Q: I sometimes think of it as a whirlpool, sucking in talent and attention and start-ups, and in some cases fear. That whirlpool used to be around Microsoft, and now it’s around Google.
A: I used to have a rule when I was at Sun: You should never generalize from the one monopoly in your space. By definition, such generalizations are false. Because the path they took is not available to you.
You have a different path. Everyone assumes that what was the success model for the last company is the success model for the next company. And I believe it’s the inverse.
The success model for Google is different from Microsoft and Yahoo and the other companies you named. How you achieve that is you do it with smart people, and you question every assumption.
Q: Was your corporate motto, “Don’t be evil,” a direct response to Microsoft?
A: No. It had nothing to do with Microsoft.
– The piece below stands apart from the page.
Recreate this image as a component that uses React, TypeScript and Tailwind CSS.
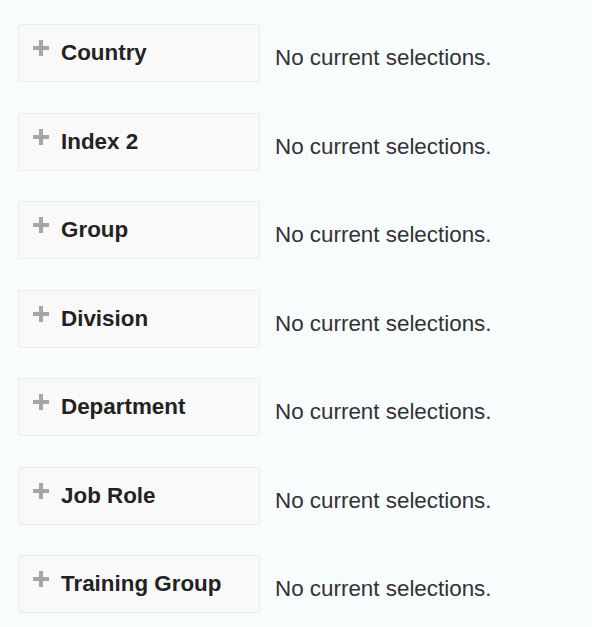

Larry and Sergey, and certainly I when I joined the company, spent almost no time on Microsoft. This is a press-generated focus. We don’t spend very much time talking about Microsoft.
Q: They’re sure fascinated with you guys.
A: We do not spend our time talking about them. It’s perfectly fine if everyone wants to obsess about what we’re doing. We want to obsess about what we’re doing and how can we do better.
We don’t do things perfectly. We make mistakes. Our products don’t work perfectly out of the box all the time. We have features that are missing. We don’t bring in the talent as fast as we want. We don’t have buildings for them. It’s all of the problems of growth -- that’s what we want to spend our time on.
Q: When I talk to start-ups and venture capitalists and others in Silicon Valley, I hear the same trepidation in their voice when they talk about Google that they used when they would talk about Microsoft in the past. Microsoft didn’t set out to have that foreboding image, but it developed because it was so good at doing what it did at the time. How do you avoid becoming Microsoft south?
A: The fact of the matter is we’re in a different business. It’s not a zero-sum game. Our customers are one click away from moving to a different search engine. That is not true in operating systems and it’s not true in PC applications. It never was true.